Good morning; on the Beacon today, former Sen. Conrad Burns is in intensive care after suffering a stroke at his home in Arlington, Virginia Wednesday night. Local artist Pauline Graziano’s Etch-a-Sketch creations have to be seen to be believed. In Class A boys basketball, Columbia Falls has as strong of a claim as anybody to “team of the decade.” Canadian mining company Max Resource Corp. said sample drilling indicates a rich gold find in southern British Columbia, adding to concerns about natural resource development just north of Glacier National Park. And Mick Holien praises Marc Mariani, who he says serves as an example to any aspiring college football player that success is more about heart than where you come from or how large you are in stature.

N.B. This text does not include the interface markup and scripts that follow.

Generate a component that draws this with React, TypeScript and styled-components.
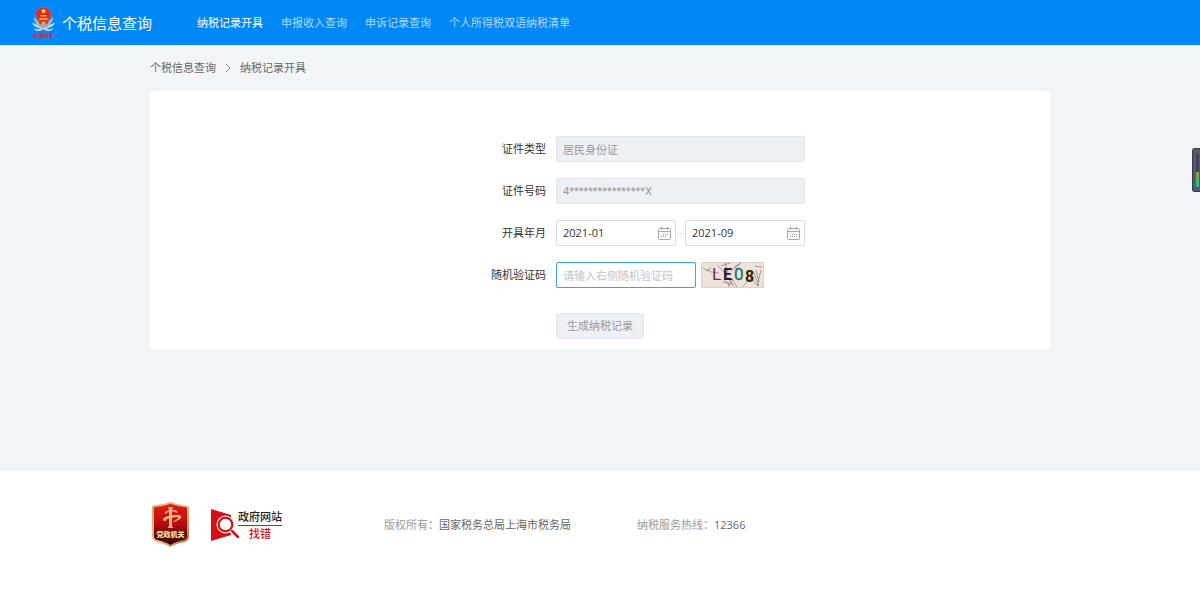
import React, { useState } from 'react';
import styled, { createGlobalStyle } from 'styled-components';

const sans = '"Open Sans", "Noto Sans CJK SC", sans-serif';

const GlobalStyle = createGlobalStyle`
  *, *::before, *::after { box-sizing: border-box; }
  html, body, #root { min-height: 100vh; }
  body {
    margin: 0;
    background: #ffffff;
    color: #333333;
    font: 11px/16px ${sans};
  }
  a { color: inherit; text-decoration: none; }
  button, input { font: inherit; }
`;

const Page = styled.div`
  display: flex;
  flex-direction: column;
  min-height: 100vh;
`;

const Header = styled.header`
  display: flex;
  align-items: center;
  height: 45px;
  padding: 0 31px;
  background: #0188f7;
  color: #ffffff;
`;

const Brand = styled.a`
  display: flex;
  align-items: center;
  gap: 6px;
  font-size: 15px;
  line-height: 24px;
  white-space: nowrap;
`;

const Nav = styled.nav`
  display: flex;
  gap: 18px;
  margin-left: 45px;
  white-space: nowrap;
`;

const NavLink = styled.a<{ $active?: boolean }>`
  color: ${p => (p.$active ? '#ffffff' : '#b3dbfd')};
`;

const Main = styled.main`
  flex: 0 0 auto;
  padding: 15px 20px 122px;
  background: #f1f5f8;
`;

const Container = styled.div`
  max-width: 900px;
  margin: 0 auto;
`;

const Crumbs = styled.nav`
  display: flex;
  align-items: center;
  gap: 8px;
  height: 16px;
  margin-bottom: 15px;
  color: #666666;
`;

const Card = styled.form`
  display: grid;
  gap: 16px;
  padding: 45px 0 10px;
  border-radius: 2px;
  background: #ffffff;
`;

const Row = styled.div<{ $spaced?: boolean }>`
  display: grid;
  grid-template-columns: 44% 249px;
  gap: 10px;
  align-items: center;
  margin-top: ${p => (p.$spaced ? '9px' : '0')};
`;

const Label = styled.label`
  text-align: right;
`;

const Field = styled.input`
  width: 100%;
  height: 26px;
  padding: 0 6px;
  border: 1px solid #d9dde3;
  border-radius: 2px;
  background: #ffffff;
  color: #333333;
  outline: none;
  &:disabled {
    border-color: #e1e5ea;
    background: #edf1f5;
    color: #999999;
  }
`;

const IdField = styled(Field)`
  font-family: Roboto, "Noto Sans CJK SC", sans-serif;
`;

const CodeField = styled(Field)`
  flex: 0 0 140px;
  width: 140px;
  border-color: #3a9ff8;
  &::placeholder { color: #c0c4cc; opacity: 1; }
`;

const Inline = styled.div<{ $gap: string }>`
  display: flex;
  align-items: center;
  gap: ${p => p.$gap};
  min-width: 0;
`;

const DateBox = styled.div`
  display: flex;
  flex: 1 1 0;
  align-items: center;
  min-width: 0;
  height: 26px;
  border: 1px solid #d9dde3;
  border-radius: 2px;
  background: #ffffff;
`;

const DateInput = styled.input`
  flex: 1 1 0;
  width: 0;
  min-width: 0;
  padding: 0 6px;
  border: 0;
  background: transparent;
  color: #333333;
  outline: none;
`;

const IconButton = styled.button`
  display: flex;
  flex: none;
  padding: 0 4px 0 0;
  border: 0;
  background: none;
  cursor: pointer;
`;

const Dash = styled.span`
  flex: none;
  width: 5px;
  height: 1px;
  background: #d9dde3;
`;

const CaptchaButton = styled.button`
  display: flex;
  flex: none;
  padding: 0;
  border: 0;
  background: none;
  cursor: pointer;
`;

const Submit = styled.button`
  grid-column: 2;
  justify-self: start;
  height: 26px;
  padding: 0 10px;
  border: 1px solid #e1e5ea;
  border-radius: 2px;
  background: #edf1f5;
  color: #999999;
`;

const Footer = styled.footer`
  flex: 1;
  padding: 30px 20px;
`;

const FooterRow = styled(Container)`
  display: flex;
  align-items: center;
  white-space: nowrap;
`;

const BadgeLink = styled.a`
  display: flex;
`;

const ReportLink = styled.a`
  display: flex;
  align-items: center;
  margin-left: 20px;
  font-weight: 500;
`;

const ReportText = styled.span`
  display: flex;
  flex-direction: column;
  align-items: center;
  margin-left: -2px;
  padding-top: 1px;
  color: #222222;
`;

const ReportAction = styled.span`
  align-self: stretch;
  border-top: 1px solid #d4161c;
  color: #d4161c;
  text-align: center;
`;

const Info = styled.p<{ $indent: string }>`
  margin: 0 0 0 ${p => p.$indent};
  color: #999999;
`;

const InfoValue = styled.span`
  color: #666666;
`;

const SideMeter = styled.div`
  position: fixed;
  top: 148px;
  right: 0;
  width: 8px;
  height: 44px;
  padding: 5px 1px 4px 3px;
  border: 1px solid #363b4b;
  border-right: 0;
  border-radius: 3px 0 0 3px;
  background: #565b6b;
`;

const MeterBar = styled.div`
  height: 100%;
  background: linear-gradient(#40465a 0 55%, #8aa556 55%, #5eab6b 78%, #32b5a0 100%);
`;

const Emblem = () => (
  <svg width="25" height="34" viewBox="0 0 25 34" aria-hidden="true">
    <path d="M1 17c2 4 6 5 9 5-3 2-6 1-8 0 2 3 6 4 9 2l1.500-1 1.500 1c3 2 7 1 9-2-2 1-5 2-8 0 3 0 7-1 9-5l-5 2-6.500 3L6 19z" fill="#d4d8dc" />
    <path d="M3 10c0 7 4 11 9.500 12C18 21 22 17 22 10l-3 4-6.500 4L6 14z" fill="#a3a8af" />
    <path d="M3 13l5 6m-6-2l8 5m12-9l-5 6m6-2l-8 5" stroke="#d5d9de" strokeWidth="0.8" />
    <circle cx="12.500" cy="8.500" r="7.300" fill="#e5261d" stroke="#e8602c" strokeWidth="0.6" />
    <path d="M12.500 2.500l.8 1.600 1.900.2-1.400 1.200.4 1.800-1.700-.9-1.700.9.4-1.800-1.400-1.200 1.900-.2z" fill="#ffe052" />
    <path d="M9 9h7l-1 1.500h-5z" fill="#ffc044" />
    <path d="M7.500 12h10l-2 2h-6z" fill="#f9a03a" />
    <path d="M7 14.500l3.500 1 2 2 2-2 3.500-1-2 4-3.500-1-3.500 1z" fill="#df3221" />
    <path d="M10 17l2.500-1.500L15 17l-2.500 1.500z" fill="#f3b052" />
    <text x="12.500" y="31" textAnchor="middle" fontFamily='"Noto Sans CJK SC", sans-serif' fontSize="5" fontWeight="700" fill="#e8182a">中国税务</text>
  </svg>
);

const Calendar = () => (
  <svg width="14" height="14" viewBox="0 0 14 14" fill="none" stroke="#a8a8a8" aria-hidden="true">
    <rect x="1.500" y="2.500" width="12" height="11" rx="1" />
    <path d="M1.500 5.500h12M4.500 1v3M10.500 1v3" />
    <path d="M6 8.500h1m1 0h1m1 0h1M4 10.500h1m1 0h1m1 0h1" stroke="#8f8f8f" />
  </svg>
);

const Captcha = () => (
  <svg width="63" height="26" viewBox="0 0 63 26" role="img" aria-label="验证码">
    <rect x=".5" y=".5" width="62" height="25" fill="#efe2d8" stroke="#d8d3d0" />
    <path
      d="M2 6l8 4 8 1M5 9l5-3M16 3l8 8 9 14M24 1l3 9-4 8 6 6M20 4l9-3M22 20l10 2M27 25l4-8 5 8M30 9l9-7M33 5l7-4M42 24l9-9M52 9l6 15M54 4l7 1M55 8l3 12M60 8l-4 16M49 15l8 9"
      stroke="#8d8784"
      strokeWidth=".8"
      fill="none"
    />
    <g fontFamily="Roboto, sans-serif" fontSize="17">
      <text x="11" y="18" fill="#77256e">L</text>
      <text x="22" y="18" fill="#351734" fontWeight="700" fontSize="16">E</text>
      <text x="33" y="18" fill="#08757b" stroke="#08757b" strokeWidth=".3">0</text>
      <text x="44" y="20" fill="#2e250b" fontWeight="700" fontSize="16">8</text>
    </g>
  </svg>
);

const Shield = () => (
  <svg width="40" height="48" viewBox="0 0 40 48" role="img" aria-label="党政机关">
    <defs>
      <linearGradient id="shieldRed" x1="0" y1="0" x2="0" y2="1">
        <stop stopColor="#e01c17" />
        <stop offset=".5" stopColor="#b80d10" />
        <stop offset=".72" stopColor="#6a090d" />
        <stop offset="1" stopColor="#300407" />
      </linearGradient>
      <linearGradient id="shieldGold" x1="0" y1="0" x2="1" y2="1">
        <stop stopColor="#dd9c62" />
        <stop offset=".5" stopColor="#f3bf83" />
        <stop offset="1" stopColor="#a66f43" />
      </linearGradient>
    </defs>
    <path d="M2 6Q2 5 4 4.500 13 4 20.500 1 28 4 37 4.500 39 5 39 6v30q0 3-4 5-10 2-14.500 5-5-3-14.500-5-4-2-4-5z" fill="url(#shieldGold)" />
    <path d="M4 6.500Q13 5.500 20.500 3 28 5.500 37 6.500V35q0 3-3 4-9 2-13.500 5Q16 41 7 39q-3-1-3-4z" fill="url(#shieldRed)" />
    <path d="M18 5.500q2.500 1.500 5 0l-1 3.500v16l1.500 2h-6l1.500-2V9z" fill="#f2b77e" />
    <path d="M15 12.500q2-2.500 5-2.500M22 9.500q4 0 5 2" fill="none" stroke="#f2b77e" strokeWidth="1.500" />
    <path d="M29 14q4 1 1 4-4 3-9 3 6-2 7-4 1-2-7 0-6 1-5 3-3 0-3-2 2-4 16-4z" fill="#f2b77e" />
    <text x="20.500" y="36" textAnchor="middle" fontFamily='"Noto Sans CJK SC", sans-serif' fontSize="7" fontWeight="900" fill="#ffe0a8">党政机关</text>
  </svg>
);

const Finder = () => (
  <svg width="30" height="34" viewBox="0 0 30 34" aria-hidden="true">
    <path d="M1 1l20 6v20L1 33z" fill="#d40f16" />
    <circle cx="15.500" cy="16.500" r="9" fill="#ffffff" />
    <circle cx="15.500" cy="16.500" r="6.800" fill="#ffffff" stroke="#d40f16" strokeWidth="2.200" />
    <path d="M21 22l7 7" stroke="#ffffff" strokeWidth="5" />
    <path d="M22 23l6 6" stroke="#d40f16" strokeWidth="2.500" strokeLinecap="round" />
  </svg>
);

const navItems = ['纳税记录开具', '申报收入查询', '申诉记录查询', '个人所得税双语纳税清单'];

interface MonthFieldProps {
  id: string;
  label: string;
  initial: string;
}

const MonthField = ({ id, label, initial }: MonthFieldProps) => {
  const [value, setValue] = useState(initial);
  return (
    <DateBox>
      <DateInput id={id} aria-label={label} value={value} onChange={e => setValue(e.target.value)} />
      <IconButton type="button" aria-label="选择年月"><Calendar /></IconButton>
    </DateBox>
  );
};

export default function App() {
  return (
    <Page>
      <GlobalStyle />
      <Header>
        <Brand href="#"><Emblem />个税信息查询</Brand>
        <Nav>
          {navItems.map((item, i) => (
            <NavLink key={item} href="#" $active={i === 0}>{item}</NavLink>
          ))}
        </Nav>
      </Header>
      <Main>
        <Container>
          <Crumbs>
            <a href="#">个税信息查询</a>
            <svg width="8" height="10" viewBox="0 0 8 10" fill="none" stroke="#888888" aria-hidden="true">
              <path d="M2 1l4 4-4 4" />
            </svg>
            <span>纳税记录开具</span>
          </Crumbs>
          <Card onSubmit={e => e.preventDefault()}>
            <Row>
              <Label htmlFor="idType">证件类型</Label>
              <Field id="idType" value="居民身份证" disabled />
            </Row>
            <Row>
              <Label htmlFor="idNumber">证件号码</Label>
              <IdField id="idNumber" value="4****************X" disabled />
            </Row>
            <Row>
              <Label htmlFor="from">开具年月</Label>
              <Inline $gap="2px">
                <MonthField id="from" label="开始年月" initial="2021-01" />
                <Dash />
                <MonthField id="to" label="结束年月" initial="2021-09" />
              </Inline>
            </Row>
            <Row>
              <Label htmlFor="code">随机验证码</Label>
              <Inline $gap="5px">
                <CodeField id="code" placeholder="请输入右侧随机验证码" />
                <CaptchaButton type="button"><Captcha /></CaptchaButton>
              </Inline>
            </Row>
            <Row $spaced>
              <Submit disabled>生成纳税记录</Submit>
            </Row>
          </Card>
        </Container>
      </Main>
      <Footer>
        <FooterRow>
          <BadgeLink href="#"><Shield /></BadgeLink>
          <ReportLink href="#">
            <Finder />
            <ReportText>
              政府网站
              <ReportAction>找错</ReportAction>
            </ReportText>
          </ReportLink>
          <Info $indent="102px">版权所有：<InfoValue>国家税务总局上海市税务局</InfoValue></Info>
          <Info $indent="66px">纳税服务热线：<InfoValue>12366</InfoValue></Info>
        </FooterRow>
      </Footer>
      <SideMeter><MeterBar /></SideMeter>
    </Page>
  );
}
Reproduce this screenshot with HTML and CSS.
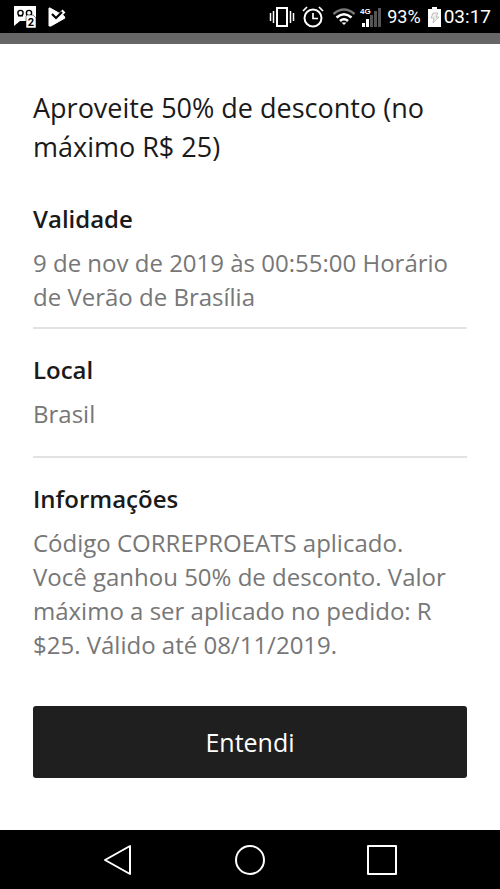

Montana school trust lands generated $85.3 million for public education and school facilities during Fiscal Year 2009. We take a closer look at Elouise Cobell, who achieved this week’s landmark settlement on behalf of as many as 500,000 native Americans, in which the US agreed to pay $3.4 billion to right a century of wrongs that cheated Indians out of the proceeds from their properties. World-class ice climber Guy Lacelle died in an avalanche during an ice climbing event in Montana. The Bozeman Chronicle has more on his life and climbing resume. Lee’s Jennifer McKee reports Sen. Max Baucus’ former state director – and now his live-in girlfriend – met at least twice with the senator’s divorce attorney to discuss the Baucuses’ divorce eight months before the senator and his wife, Wanda, separated. Gov. Brian Schweitzer is expected to cement his truce with a conservative livestock group, the Montana Stockgrowers Association, today as he delivers the keynote speech at the group’s annual convention. More than $80,000 in overcharges will be refunded to some Montana telephone customers after an investigation by the Montana Public Service Commission into “crammed” charges on phone bills. Two months into the state’s new, expanded children’s health insurance program, only a net 740 kids have been added, as health officials try to erase a backlog in processing applications.